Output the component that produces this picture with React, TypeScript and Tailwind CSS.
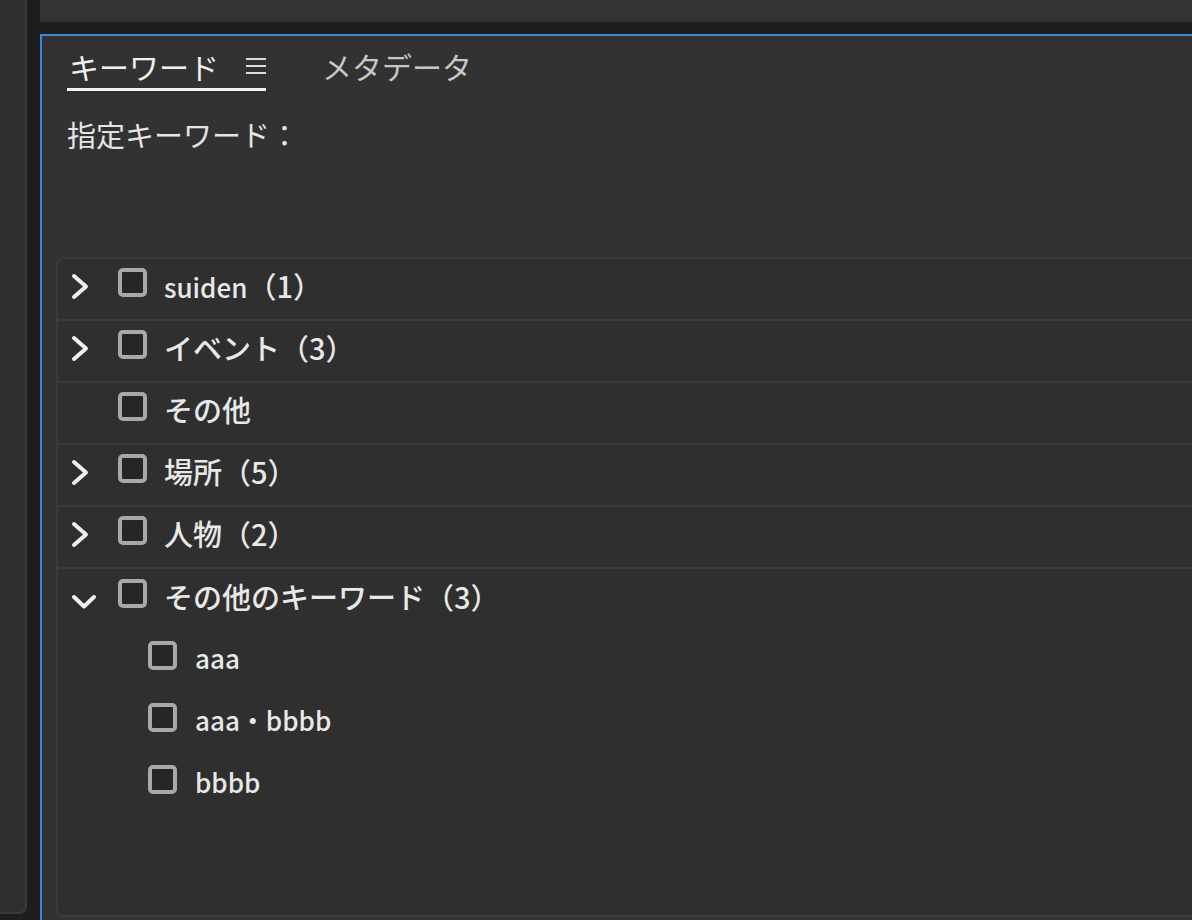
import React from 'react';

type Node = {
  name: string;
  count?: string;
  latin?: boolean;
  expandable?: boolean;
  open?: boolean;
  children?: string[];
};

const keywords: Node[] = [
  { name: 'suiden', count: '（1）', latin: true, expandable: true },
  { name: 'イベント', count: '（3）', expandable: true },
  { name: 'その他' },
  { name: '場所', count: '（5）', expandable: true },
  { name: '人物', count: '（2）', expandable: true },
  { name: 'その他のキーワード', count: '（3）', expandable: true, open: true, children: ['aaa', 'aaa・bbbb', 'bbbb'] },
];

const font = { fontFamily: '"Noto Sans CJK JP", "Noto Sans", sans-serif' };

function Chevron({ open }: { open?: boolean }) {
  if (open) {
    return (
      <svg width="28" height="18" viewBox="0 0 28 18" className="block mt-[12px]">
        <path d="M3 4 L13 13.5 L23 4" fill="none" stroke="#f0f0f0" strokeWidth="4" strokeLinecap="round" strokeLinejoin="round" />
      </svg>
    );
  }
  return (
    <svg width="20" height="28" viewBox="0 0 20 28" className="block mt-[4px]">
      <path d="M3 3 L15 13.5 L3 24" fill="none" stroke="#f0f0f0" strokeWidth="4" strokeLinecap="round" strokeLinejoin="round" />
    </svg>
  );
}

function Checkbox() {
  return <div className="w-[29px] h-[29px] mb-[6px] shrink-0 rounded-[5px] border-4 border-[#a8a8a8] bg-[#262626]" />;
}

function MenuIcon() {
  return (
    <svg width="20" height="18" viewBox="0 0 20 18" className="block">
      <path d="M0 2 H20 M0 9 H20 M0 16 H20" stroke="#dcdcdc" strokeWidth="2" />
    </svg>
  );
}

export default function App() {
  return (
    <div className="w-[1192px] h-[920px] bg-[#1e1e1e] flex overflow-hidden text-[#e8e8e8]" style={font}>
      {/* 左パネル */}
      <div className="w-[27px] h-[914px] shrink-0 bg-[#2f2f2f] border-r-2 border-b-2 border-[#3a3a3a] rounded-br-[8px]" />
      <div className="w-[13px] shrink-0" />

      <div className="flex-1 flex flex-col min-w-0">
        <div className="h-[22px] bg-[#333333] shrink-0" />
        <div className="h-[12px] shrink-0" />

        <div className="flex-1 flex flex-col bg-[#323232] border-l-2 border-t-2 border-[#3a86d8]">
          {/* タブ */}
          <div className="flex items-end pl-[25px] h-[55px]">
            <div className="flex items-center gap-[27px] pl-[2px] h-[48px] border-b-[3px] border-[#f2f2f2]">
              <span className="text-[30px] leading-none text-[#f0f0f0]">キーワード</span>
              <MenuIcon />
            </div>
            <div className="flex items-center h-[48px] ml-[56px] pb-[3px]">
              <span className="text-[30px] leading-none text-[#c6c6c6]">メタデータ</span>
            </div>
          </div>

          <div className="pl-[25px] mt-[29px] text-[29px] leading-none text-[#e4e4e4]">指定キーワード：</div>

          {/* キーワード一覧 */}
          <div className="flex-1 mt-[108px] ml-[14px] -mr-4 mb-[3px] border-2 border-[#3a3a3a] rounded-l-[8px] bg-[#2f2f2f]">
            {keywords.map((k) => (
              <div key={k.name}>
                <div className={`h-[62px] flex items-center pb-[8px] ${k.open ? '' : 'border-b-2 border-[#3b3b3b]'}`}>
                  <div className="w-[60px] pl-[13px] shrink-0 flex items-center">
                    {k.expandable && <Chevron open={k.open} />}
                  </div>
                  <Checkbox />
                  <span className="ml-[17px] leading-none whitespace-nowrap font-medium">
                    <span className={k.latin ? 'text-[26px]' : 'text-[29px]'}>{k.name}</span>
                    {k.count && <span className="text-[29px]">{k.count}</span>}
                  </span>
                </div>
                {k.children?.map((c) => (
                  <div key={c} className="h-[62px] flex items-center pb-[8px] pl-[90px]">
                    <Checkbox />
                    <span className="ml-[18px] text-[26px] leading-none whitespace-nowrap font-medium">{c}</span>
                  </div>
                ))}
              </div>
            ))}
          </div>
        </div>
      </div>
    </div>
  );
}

- WRITTEN REQUEST:
Leave out every line without the string "React" and copy the rest.

- RESPONSE TO THIS TASK:
Output the component that produces this picture with React, TypeScript and Tailwind CSS.
import React from 'react';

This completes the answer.